EPCFs, as a model, bring different stakeholders together. The players enter into a negotiated process as a single cohort to determine the precise scope of the project, putting forward a value proposition that includes an impartial assessment. In the construction sector, this model would benefit GCC countries, and particularly Kuwait, where there will be considerable stress on government spending for the foreseeable future. 

The value of the EPCF model is that it does not increase the degree of leverage on contractors’ books, while at the same time providing opportunities for investors to properly allocate funding to reliable, government-supported projects. It also permits governments to benefit from much-needed projects – which in many cases have been, or continue to be, delayed – without having to allocate immediate resources for execution. This pattern, however, requires legislative and cultural changes that have yet to take place in Kuwait and the wider Gulf. 
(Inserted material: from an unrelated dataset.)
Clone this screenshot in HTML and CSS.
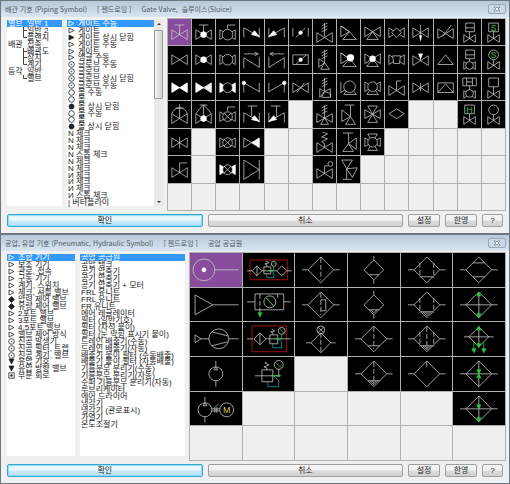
FILE: index.html
```
<!DOCTYPE html>
<html lang="ko">
<head>
    <meta charset="UTF-8">
    <meta name="viewport" content="width=device-width, initial-scale=1.0">
    <link rel="stylesheet" href="styles.css">
    <title>배관 기호</title>
</head>
<body>
    <section class="dialog piping">
        <header class="titlebar">
            <span>배관 기호 (Piping Symbol)</span>
            <span>[ 젠드로잉 ]</span>
            <span class="current">Gate Valve,&nbsp; 슬루이스(Sluice)</span>
            <button class="close" aria-label="닫기"><svg viewBox="0 0 8 6"><path d="M1 1h2l1 1 1-1h2L5 3l2 2H5L4 4 3 5H1l2-2z"/></svg></button>
        </header>
        <div class="content">
            <ul class="list" id="piping-groups" role="listbox" aria-label="분류"></ul>
            <div class="scroll-list">
                <ul class="list" id="piping-names" role="listbox" aria-label="기호"></ul>
                <div class="scrollbar">
                    <span class="arrow up"></span>
                    <span class="thumb"></span>
                    <span class="arrow down"></span>
                </div>
            </div>
            <div class="symbols" id="piping-symbols"></div>
        </div>
        <footer class="buttons">
            <button class="wide ok">확인</button>
            <button class="wide">취소</button>
            <button class="small">설정</button>
            <button class="small">한영</button>
            <button class="help">?</button>
        </footer>
    </section>

    <section class="dialog pneumatic">
        <header class="titlebar">
            <span>공압, 유압 기호 (Pneumatic, Hydraulic Symbol)</span>
            <span>[ 젠드로잉 ]</span>
            <span class="current">공압 공급원</span>
            <button class="close" aria-label="닫기"><svg viewBox="0 0 8 6"><path d="M1 1h2l1 1 1-1h2L5 3l2 2H5L4 4 3 5H1l2-2z"/></svg></button>
        </header>
        <div class="content">
            <ul class="list" id="air-groups" role="listbox" aria-label="분류"></ul>
            <ul class="list" id="air-names" role="listbox" aria-label="기호"></ul>
            <div class="symbols" id="air-symbols"></div>
        </div>
        <footer class="buttons">
            <button class="wide ok">확인</button>
            <button class="wide">취소</button>
            <button class="small">설정</button>
            <button class="small">한영</button>
            <button class="help">?</button>
        </footer>
    </section>

    <script src="script.js"></script>
</body>
</html>
```

FILE: styles.css
```
* {
    box-sizing: border-box;
}

body {
    margin: 0;
    height: 100vh;
    display: grid;
    grid-template-rows: 234fr 250fr;
    background-color: #555f68;
    font-family: "Liberation Sans", "Noto Sans CJK KR", sans-serif;
    font-size: 8px;
    color: #222;
}

.dialog {
    display: flex;
    flex-direction: column;
    min-height: 0;
    background-color: #f0f0f0;
    border: 1px solid #6d7780;
    padding: 0 3px 6px 6px;
}

.titlebar {
    display: flex;
    align-items: center;
    flex: none;
    gap: 10px;
    height: 16px;
    margin: 0 -3px 1px -6px;
    padding: 0 3px 1px 4px;
    background: linear-gradient(#b9c9d9, #d9e5f1);
    color: #505a64;
    font-family: "Noto Sans CJK KR", sans-serif;
    font-size: 7px;
    line-height: 12px;
    white-space: nowrap;
}

.close {
    width: 18px;
    height: 10px;
    margin-left: auto;
    padding: 0;
    border: 1px solid #98a8ba;
    border-radius: 2px;
    background-color: #cbd8e6;
    display: flex;
    align-items: center;
    justify-content: center;
}

.close svg {
    width: 8px;
    height: 6px;
    fill: #fff;
    stroke: #6c7785;
    stroke-width: 0.7;
}

.content {
    display: grid;
    flex: 1;
    min-height: 0;
}

.piping .content {
    grid-template-columns: 55px 96px 1fr;
    column-gap: 5px;
}

.pneumatic .content {
    grid-template-columns: 68px 105px 1fr;
    column-gap: 5px;
}

.list {
    display: grid;
    list-style: none;
    margin: 2px 0 5px;
    padding: 0;
    background-color: #fff;
    min-height: 0;
}

.piping .list {
    grid-template-rows: repeat(27, minmax(0, 1fr));
}

.pneumatic .list {
    grid-template-rows: repeat(29, minmax(0, 1fr));
}

.list li {
    display: flex;
    line-height: 7px;
    padding-left: 1px;
    min-height: 0;
    white-space: nowrap;
}

.list .selected {
    background-color: #3399ff;
    color: #fff;
}

.mark {
    flex: none;
    width: 10px;
}

.mark svg {
    display: block;
    width: 7px;
    height: 7px;
    fill: none;
    stroke: currentColor;
    stroke-width: 0.8;
}

.root {
    flex: none;
    width: 14px;
}

.branch {
    flex: none;
    width: 5px;
}

.branch svg {
    display: block;
    width: 5px;
    height: 7px;
    fill: none;
    stroke: #444;
}

.scroll-list {
    display: grid;
    grid-template-columns: 1fr 9px;
    min-height: 0;
}

.scrollbar {
    display: flex;
    flex-direction: column;
    align-items: center;
    margin: 2px 0 5px;
    background-color: #e9e9e9;
}

.arrow {
    border: 2px solid transparent;
    margin: 3px 0;
}

.up {
    border-top: 0;
    border-bottom: 2px solid #333;
    margin-bottom: 5px;
}

.down {
    border-bottom: 0;
    border-top: 2px solid #333;
    margin-top: auto;
}

.thumb {
    width: 9px;
    height: 37%;
    border: 1px solid #9a9a9a;
    border-radius: 1px;
    background: linear-gradient(90deg, #f5f5f5, #d0d0d0);
}

.symbols {
    display: grid;
    gap: 1px;
    margin-left: -1px;
    padding: 1px;
    background-color: #b0b0b0;
    min-height: 0;
}

.piping .symbols {
    grid-template: repeat(7, minmax(0, 1fr)) / repeat(14, minmax(0, 1fr));
}

.pneumatic .symbols {
    grid-template: repeat(6, minmax(0, 1fr)) / repeat(6, minmax(0, 1fr));
}

.cell {
    background-color: #efefef;
    min-height: 0;
}

.cell.drawn {
    background-color: #000;
}

.cell.selected {
    background-color: #884c9c;
}

.cell svg {
    display: block;
    width: 100%;
    height: 100%;
    fill: none;
    stroke: #c8c8c8;
    stroke-width: 0.8;
}

.cell .solid {
    fill: #fff;
    stroke: #fff;
}

.cell .mask {
    fill: #000;
}

.cell .dash {
    stroke-dasharray: 5 2;
}

.cell .green {
    stroke: #2fc23b;
}

.cell .arrowhead {
    fill: #2fc23b;
    stroke: #2fc23b;
}

.cell .red {
    stroke: #c41414;
}

.cell .cyan {
    stroke: #1f9fa8;
}

.cell text {
    stroke: none;
    fill: #2fc23b;
    font-size: 9px;
    text-anchor: middle;
}

.cell .yellow {
    fill: #d9d04a;
}

.buttons {
    display: flex;
    flex: none;
    gap: 5px;
    height: 13px;
    margin-top: 3px;
    padding-right: 3px;
}

.buttons button {
    font: inherit;
    line-height: 9px;
    color: #222;
    padding: 0;
    border: 1px solid #a0a0a0;
    border-radius: 2px;
    background: linear-gradient(#f3f3f3 45%, #dcdcdc 55%, #d0d0d0);
}

.buttons .wide {
    flex: 1;
}

.buttons .ok {
    border-color: #35a7d4;
    box-shadow: inset 0 0 1px 1px #8fdcf5;
    background: linear-gradient(#eaf7fd 45%, #cdeafa 55%, #b5e0f6);
}

.buttons .small {
    width: 32px;
}

.buttons .help {
    width: 21px;
}
```

FILE: script.js
```
const marks = {
    "▷": '<path d="M1 1v5l5-2.5z"/>',
    "▶": '<path d="M1 1v5l5-2.5z" fill="currentColor"/>',
    "▼": '<path d="M1 1h5L3.5 6z" fill="currentColor"/>',
    "○": '<circle cx="3.5" cy="3.5" r="2.8"/>',
    "●": '<circle cx="3.5" cy="3.5" r="2.5" fill="currentColor"/>',
    "⊙": '<circle cx="3.5" cy="3.5" r="2.8"/><circle cx="3.5" cy="3.5" r=".4"/>',
    "◈": '<path d="M3.5.5l3 3-3 3-3-3z" fill="currentColor"/>',
    "▣": '<path d="M.8.8h5.4v5.4H.8z"/><path d="M2.8 2.8h1.4v1.4H2.8z" fill="currentColor"/>'
};

const branches = {
    "├": "M1.5 0V7M1.5 3.5H5",
    "└": "M1.5 0V3.5H5"
};

function fillList(id, rows) {
    document.getElementById(id).innerHTML = rows.map((row, i) => {
        const [first, ...rest] = row.split(" ");
        const cls = i === 0 ? ' class="selected" aria-selected="true"' : "";
        let html = row;
        if (marks[first]) {
            html = `<span class="mark"><svg viewBox="0 0 7 7">${marks[first]}</svg></span>${rest.join(" ")}`;
        }
        return `<li role="option"${cls}>${html}</li>`;
    }).join("");
}

// root label, branch line, name
function fillTree(id, rows) {
    document.getElementById(id).innerHTML = rows.map(([root, line, name], i) => {
        const cls = i === 0 ? ' class="selected" aria-selected="true"' : "";
        const branch = line ? `<svg viewBox="0 0 5 7"><path d="${branches[line]}"/></svg>` : "";
        return `<li role="option"${cls}><span class="root">${root}</span><span class="branch">${branch}</span>${name}</li>`;
    }).join("");
}

fillTree("piping-groups", [
    ["밸브", "", "일반 1"],
    ["", "├", "일반 2"],
    ["", "└", "플랜지"],
    ["배관", "", "접속"],
    ["", "├", "배관도"],
    ["", "├", "장치"],
    ["", "└", "계기"],
    ["등각", "", "일반"],
    ["", "└", "밸브"]
]);

fillList("piping-names", [
    "▷ 게이트 수동", "▷ 게이트", "▶ 게이트 상시 닫힘", "▷ 게이트 수동", "▷ 게이트", "▷ 앵글 수동",
    "⊙ 글로브 수동", "⊙ 글로브", "⊙ 글로브 상시 닫힘", "⊙ 글로브 수동",
    "○ 볼 수동", "○ 볼", "● 볼 상시 닫힘", "○ 볼 수동", "○ 볼", "● 볼 상시 닫힘",
    "N 체크", "N 체크", "N 체크", "N 스톱 체크", "N 체크", "N 체크",
    "И 체크", "И 체크", "И 체크", "И 스톱 체크", "| 버터플라이"
]);

fillList("air-groups", [
    "▷ 조합 기기", "▷ 보조 기기", "▷ 관로, 접속", "▷ 구동 기기", "▷ 계기, 스위치", "▷ 체크, 셔틀 밸브",
    "◈ 압력 제어 밸브", "◈ 유량 제어 밸브", "▷ 2포트 밸브", "▷ 3포트 밸브", "▷ 4,5포트 밸브",
    "▷ 밸브 제어 방식", "⊙ 진공 발생기", "⊙ 진공 필터, 트랩", "⊙ 진공 계기, 밸브",
    "▼ 유압 기호", "▼ 유압 방향 밸브", "▣ 부분 회로"
]);

fillList("air-names", [
    "공압 공급원", "공압 탱크", "공기 압축기", "공기 압축기", "공기 압축기 + 모터",
    "FRL 유니트", "FRL 유니트", "FR 유니트", "에어 레귤레이터",
    "필터 (일반기호)", "필터 (자석 붙이)", "필터 (눈 막힘 표시기 붙이)",
    "드레인 배출기(수동)", "드레인 배출기(자동)", "배출기 붙이 필터 (수동배출)", "배출기 붙이 필터 (자동배출)",
    "기름분무 분리기(수동)", "기름분무 분리기(자동)", "수퍼 기름분무 분리기(자동)",
    "루브리케이터", "에어 드라이어", "냉각기", "냉각기 (관로표시)", "가열기", "온도조절기"
]);

const p = (d, cls = "") => `<path class="${cls}" d="${d}"/>`;
const c = (x, y, r, cls = "") => `<circle class="${cls}" cx="${x}" cy="${y}" r="${r}"/>`;
const mirror = (s) => `<g transform="matrix(-1 0 0 1 24 0)">${s}</g>`;

// valve bodies, 24 x 27 drawing area
const bow = (y, cls) => p(`M4 ${y - 5}v10L20 ${y - 5}v10z`, cls);
const smallBow = (y) => p(`M6 ${y - 4}v8l12-8v8z`);
const handle = (y) => p(`M7 6h10M12 6V${y}`);
const lever = p("M12 10V6h8");
const spring = p("M12 18V4M9 7l6-3M9 10l6-3M9 13l6-3");
const threeWay = p("M4 8v10l16-10v10zM12 13l6 8H6z");
const fourWay = p("M4 9v9L20 9v9zM7 5h10L7 22h10z");
const angle = p("M4 7v11l9-5zM13 13l7 8H6zM4 7l9 6");
const lowAngle = p("M6 13v9l6-5zM12 17l5 7H8z");
const check = p("M4 9v10M20 9v10M4 9l16 9");
const tip = p("M20 18l-8-2 3-4z", "solid");
const stopCheck = p("M4 12v10M20 12v10M4 12l16 9M8 5h10M12 5v11") + p("M20 21l-8-2 3-4z", "solid");

const piping = [
    [
        bow(16) + handle(16),
        bow(16) + handle(16) + c(12, 16, 3, "solid"),
        bow(16) + c(12, 16, 5.5, "mask") + lever,
        check + tip,
        mirror(check + tip),
        p("M4 9v9M20 9v9M7 19L17 9") + c(12, 14, 1.8, "solid"),
        bow(19) + spring,
        angle,
        threeWay,
        bow(14) + p("M12 9l5 5-5 5-5-5z", "mask"),
        bow(14) + p("M12 6v10") + p("M12 22l-1-5h2z", "solid"),
        bow(15) + p("M9 18l9-12"),
        smallBow(20) + p("M8 4h9v9H8zM8 9h9M12 13v7"),
        smallBow(20) + p("M7 4h10v9H7zM12 13v7") + '<text x="12" y="12">S</text>'
    ],
    [
        bow(14),
        bow(14) + c(12, 14, 3, "solid"),
        bow(14) + c(12, 14, 5.5, "mask"),
        p("M4 8h14M15 6l4 2-4 2M4 23V12l16 10V11"),
        p("M20 8H6M9 6L5 8l4 2M20 23V12L4 22V11"),
        p("M4 9h16v10H4zM7 19L18 9") + c(12, 14, 1.8, "solid"),
        lowAngle + spring,
        angle + c(14, 12, 3.5, "solid"),
        threeWay + c(12, 13, 3, "solid"),
        bow(14) + p("M8 10h8l-1 8H9z", "mask"),
        bow(15) + p("M12 15V8") + p("M10 8h4l-2 5z", "solid"),
        p("M12 9l8 10H4z"),
        smallBow(20) + p("M8 4h9v9H8zM8 9h9M12 13v3") + c(12, 20, 4, "mask"),
        smallBow(20) + c(12, 9, 5) + p("M12 14v6") + '<text x="12" y="12">S</text>'
    ],
    [
        bow(14, "solid"),
        bow(14, "solid") + p("M12 14l9-3M12 14l9 3", "mask"),
        bow(14, "solid") + c(12, 14, 5, "mask"),
        check + c(4, 9, 1.8, "solid"),
        mirror(check + c(4, 9, 1.8, "solid")),
        bow(14) + p("M8 19l8-10"),
        spring + p("M7 15v9l5-6zM12 18l6 2v4H9zM12 18l6-3v9"),
        p("M4 8v11l9-6M7 21h13l-3-4M7 21l3-4") + c(13, 13, 6, "mask"),
        threeWay + c(12, 13, 5, "mask"),
        bow(17) + p("M12 17V7h5"),
        bow(14) + p("M12 9v9"),
        p("M4 9h16v10H4zM4 19l8-9 8 9"),
        smallBow(21) + p("M5 4h14v8H5zM9 4v8M15 4v8M9 8h6M12 12v5") + c(12, 20, 4, "mask"),
        smallBow(21) + p("M7 4h10v9H7zM12 13v8")
    ],
    [
        bow(18) + p("M12 3v15M8 7h8M4 13q2-6 8-6t8 6"),
        bow(18) + p("M12 4v12M8 4h8M4 13q4-6 8-9 4 3 8 9") + c(12, 18, 3, "solid"),
        bow(16) + c(12, 16, 5, "mask") + p("M8 12l8 8M16 12l-8 8") + lever,
        stopCheck,
        mirror(stopCheck),
        "",
        spring + p("M4 13v9l16-9v9zM12 17l4 7H8z"),
        p("M8 4h10M14 4v12M5 9v12l9-5zM14 16l5 8H9z"),
        fourWay,
        p("M4 13l8-5 8 5-8 5z"),
        "",
        "",
        smallBow(20) + p("M7 4h10v9H7zM12 13v7") + '<text x="12" y="12">H</text>',
        smallBow(20) + c(12, 9, 5) + p("M12 14v6")
    ],
    [
        bow(14) + p("M12 8v12"),
        "",
        bow(14) + c(12, 14, 5, "mask") + p("M8 10l8 8M16 10l-8 8"),
        p("M4 9v10l8-5z") + p("M20 9v10l-8-5z", "solid"),
        "",
        "",
        bow(19) + p("M12 19v-4l-3-2 6-3-6-2 6-3-5-2"),
        p("M6 4h11M12 4v11M20 9v12l-8-6zM12 15l5 8H6z"),
        fourWay + c(12, 13.5, 5, "mask"),
        "", "", "", "", ""
    ],
    [
        bow(17) + p("M12 17V7h8"),
        "",
        bow(14, "solid") + c(12, 14, 5, "mask") + p("M8 10l8 8M16 10l-8 8"),
        p("M4 4v20l16-10zM20 4v20"),
        "",
        "",
        bow(18) + p("M12 18v-8h4") + c(18, 8, 2.5),
        p("M5 4h11l-6 9zM10 13l11-1-5 10zM10 13v11M6 24h9"),
        "", "", "", "", "", ""
    ],
    Array(14).fill("")
];

// fluid power symbols, 52 x 34 drawing area
const diamond = (x, y, r) => p(`M${x} ${y - r}l${r} ${r}-${r} ${r}-${r}-${r}z`);
const filter = diamond(26, 17, 13) + p("M7 17h6M39 17h6");
const core = p("M26 5v22", "dash");
const sides = p("M19 10v15M33 10v15", "dash");
const drain = p("M20 24h12");
const drip = p("M22 24l4 4 4-4M24 24l2 2 2-2");
const down = (x, y) => p(`M${x} ${y}l-2-4h4z`, "arrowhead");
const up = (x, y) => p(`M${x} ${y}l-2 4h4z`, "arrowhead");
const cross = filter + p("M13 17h26M26 4v26");

const air = [
    [
        c(14, 17, 11) + c(14, 17, 2, "solid") + p("M25 17h24"),
        p("M7 7h38v20H7z", "red") + p("M4 18h5M19 18h15M44 18h5M21 14h7v7h-7zM24 14v-2l-2-1 4-1-3-2") + diamond(14, 18, 5) + p("M14 13v10")
            + diamond(39, 18, 5) + p("M24 21v4h7v-5l-3-2", "cyan") + c(31, 11, 2.5) + p("M31 14v4M30 12l2-2M25 18h6", "green"),
        filter + core,
        diamond(26, 17, 10) + p("M26 3v4M26 27v4M21 22h10"),
        filter + sides + drain,
        filter + drain + p("M20 10h12")
    ],
    [
        p("M5 7v20l18-10zM23 17h26"),
        p("M12 6h29v16H12zM4 14h8M41 14h7M35 6v4") + p("M17 6v20", "dash") + down(17, 29) + c(27, 14, 6) + p("M23 10l8 8M24 10l6 8", "green"),
        filter + core + p("M26 12h5v11h-5"),
        diamond(26, 17, 10) + p("M26 3v4M26 27v4M21 22h10M23 22l3 3 3-3"),
        filter + sides + drain + drip,
        cross + up(26, 4) + down(26, 30)
    ],
    [
        p("M5 13v8l6-4zM11 17h8M39 17h10M22 10l16 4M22 24l16-4") + c(29, 17, 10),
        p("M9 4h35v26H9z", "red") + p("M4 17h6M23 17h25M27 13h8v9h-8zM30 13v-2l-2-1 4-1-3-2M17 11v12") + diamond(17, 17, 6)
            + p("M30 22v4h9v-6l-4-3", "cyan") + c(39, 9, 3.5) + p("M39 12v5M37 7l4 4M31 17h8", "green"),
        diamond(26, 21, 10) + p("M11 21h5M36 21h5") + p("M26 11v20", "dash") + c(26, 8, 4) + p("M23 5l6 6M29 5l-6 6"),
        filter + core + drain,
        filter + sides + core + drain + drip,
        diamond(26, 15, 10) + p("M11 15h30M26 5v20") + up(26, 4) + down(26, 26) + p("M21 20v8M31 20v8", "green") + down(21, 31) + down(31, 31)
    ],
    [
        c(26, 17, 7) + p("M26 4v6M26 24v6M24 13l2-3 2 3z"),
        p("M19 13h11v12H19zM12 19h26M36 12v7M24 13v-2l-3-1 5-2-4-2 2-1") + c(36, 8, 4.5) + p("M33 6l6 5M28 19h8", "green")
            + c(36, 19, 1, "arrowhead") + p("M25 25v5h11v-6l-5-5", "cyan"),
        "",
        filter + core + drain + drip,
        filter + p("M26 4v6"),
        cross + down(26, 17) + up(26, 17)
    ],
    [
        c(15, 18, 7) + p("M15 5v6M15 25v6M13 14l2-3 2 3zM22 17h8M22 19h8M25 15v6M27 15v6") + c(37, 18, 7)
            + p("M25 15l4-3", "green") + '<text class="yellow" x="37" y="21">M</text>',
        "", "", "", "",
        cross + down(26, 17) + down(26, 30)
    ],
    Array(6).fill("")
];

function fillSymbols(id, rows, width, height) {
    document.getElementById(id).innerHTML = rows.flat().map((symbol, i) => {
        if (!symbol) {
            return '<div class="cell"></div>';
        }
        const cls = i === 0 ? "cell drawn selected" : "cell drawn";
        return `<div class="${cls}"><svg viewBox="0 0 ${width} ${height}">${symbol}</svg></div>`;
    }).join("");
}

fillSymbols("piping-symbols", piping, 24, 27);
fillSymbols("air-symbols", air, 52, 34);
```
What challenges does the GCC face in terms of infrastructure, and how should they be addressed?

AL GHANIM: The disparity between GCC countries on the condition of public infrastructure is vast. Countries like Kuwait and Oman require immediate improvements, while the UAE and Qatar have leaped ahead in this area. What all Gulf countries share, however, is the need to widen their focus, which is currently on water and power infrastructure, to include public mass transit. In this regard, the interconnected GCC rail system has been a pending issue for a decade. The investment required for railway infrastructure is considerable, while the expected returns are very low. As such, simply placing the project under a PPP framework is no guarantee it will succeed. 

At the same time, Gulf nations are lagging behind in terms of sustainable infrastructure investment. The World Economic Forum’s Global Future Council on Sustainable Development Goal Investment has identified global gaps that need to be addressed immediately. A cultural shift is urgently required to achieve this: public spending on infrastructure must emphasise value rather than cost. For example, efforts have focused on reducing the energy consumption of buildings by boosting efficiency and solar power generation. Beyond energy efficiency, meeting the region's challenges requires the public and private sectors to carry out a review of procurement processes and infrastructure utilisation goals to ultimately achieve harmonisation across the GCC.